So Good It’s Bad

I think that most people, at some point in their lives, will have thought about and probably discussed the nature of what is ‘good’ and ‘evil’; what is ‘right’ and what is ‘wrong’. And most people, if asked, would state that they have a sense of what is right and what is wrong, that they are decent people with a solid moral core. If they are parents they will say that they are raising their offspring to be decent, honest people who respect others and who know when, and how, to do the right thing if confronted with a difficult decision or moral dilemma.

It all sounds marvelous; but, if everyone on the planet is doing the right thing, why exactly is there so much that is bad in the world, so much death, destruction and general, all round misery? Someone out there must be doing the bad stuff, the malicious and the evil – mustn’t they? But who ever owns up to it? Who actually stands up raises their hand and declares with a look of well-earned pride: yes it was I – I did it all, I’m the evil bastard you’re looking for. Just think back over the last decade and a half – a period where there actually existed, according to some people, an axis of evil. Saddam Hussein didn’t declare himself to be evil, Mahmoud Ahmadinejad didn’t and neither did Kim Jong Il. Hitler didn’t for that matter, nor Stalin, Amin, Pol Pot, Pinochet or Mugabe. The leaders of Al-Qaeda didn’t announce that they were here to do evil to their followers and I’d bet that Islamic State doesn’t incite evil in their acolytes. I’m sure though that they all spoke or speak of the ‘good’ that they are here to do and will attest, with certainty, to the righteousness of their actions.

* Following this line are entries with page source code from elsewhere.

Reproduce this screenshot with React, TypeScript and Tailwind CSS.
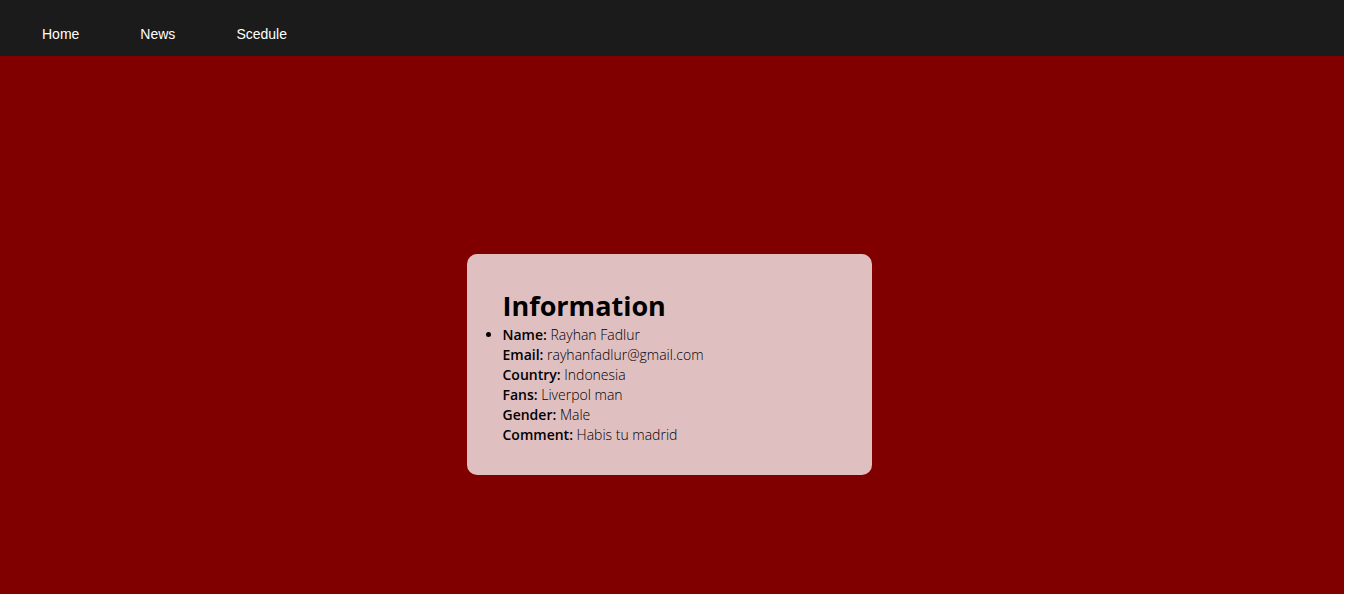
const links = ["Home", "News", "Scedule"];

const details = [
  ["Name:", "Rayhan Fadlur"],
  ["Email:", "rayhanfadlur@gmail.com"],
  ["Country:", "Indonesia"],
  ["Fans:", "Liverpol man"],
  ["Gender:", "Male"],
  ["Comment:", "Habis tu madrid"],
];

export default function App() {
  return (
    <div className="flex min-h-screen flex-col border-r border-white bg-[#800000] font-['Open_Sans',sans-serif] text-black">
      <nav className="flex h-14 items-center gap-[61px] bg-[#1b1b1b] px-[42px] pt-3 font-['Liberation_Sans',Arial,sans-serif] text-sm font-medium text-white">
        {links.map((label) => (
          <a key={label} href="#">
            {label}
          </a>
        ))}
      </nav>
      <main className="flex flex-1 justify-center pt-[198px] pr-[22px] pb-8 pl-4">
        <section className="w-full max-w-[405px] self-start rounded-[10px] bg-[#e0bfc0] pt-8 pr-8 pb-[30px] pl-9">
          <h1 className="text-[27px] leading-[39px] font-bold">Information</h1>
          <ul className="list-disc text-sm leading-5 font-light">
            <li>
              {details.map(([name, value]) => (
                <p key={name}>
                  <strong className="font-semibold">{name}</strong> {value}
                </p>
              ))}
            </li>
          </ul>
        </section>
      </main>
    </div>
  );
}
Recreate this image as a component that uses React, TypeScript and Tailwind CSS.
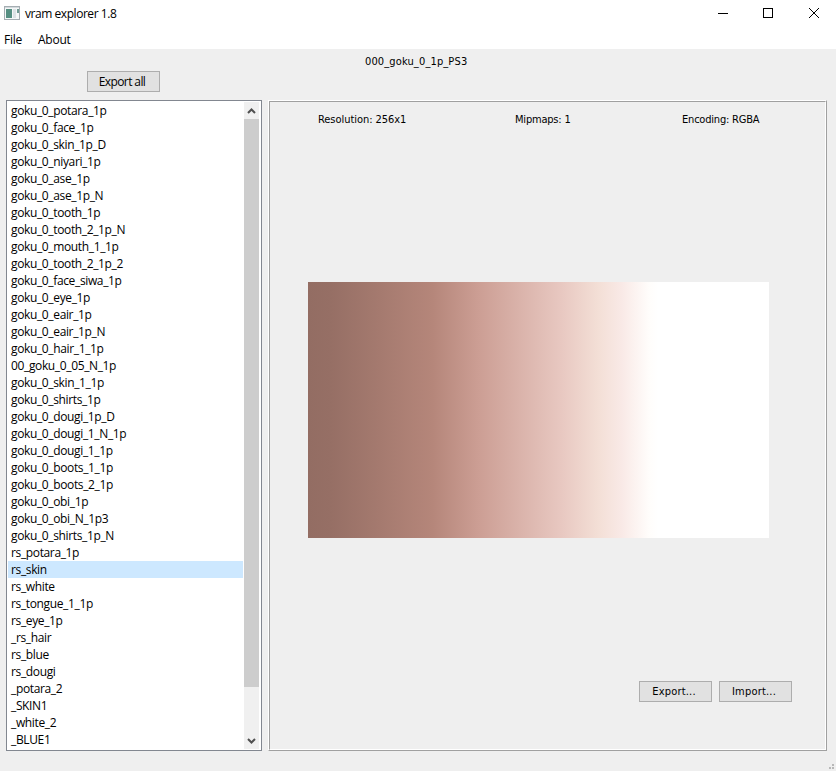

The doers of all that good aren’t content to only judge their own actions, they are naturally inclined to have a very clear definition of what is bad in others and what wrong with their actions, and will often try to correct or eliminate those who are perceived as: not good. The Nazi’s believed they were doing ‘right’, doing ‘good’ when they committed to mass murder as a means of answering the ‘Jewish question’ – ISIS fanatics believe that they are doing ‘good’ when they slaughter non-believers, throw gay men from the top tall buildings, rape women and girls or behead aid workers.

The problem that we have today, that we have always had, for as long as people have held beliefs, is all of the ‘good’ that is carried out because of them. It is when beliefs, as they so often do, become absolutes and the neurotic control freaks that need them finally decide to act that things turn ugly.  It is at this moment: when the ‘good’ is being done that the misery, pain and death and for the: ‘bad’, ‘evil’, ‘immoral’, ‘deviant’, for the ‘other’ starts.

In my experience it is often the case that those who must proclaim that they possess a particular virtue are the ones who are almost entire devoid of it, while those who exhibit such a quality simply let their actions speak for themselves.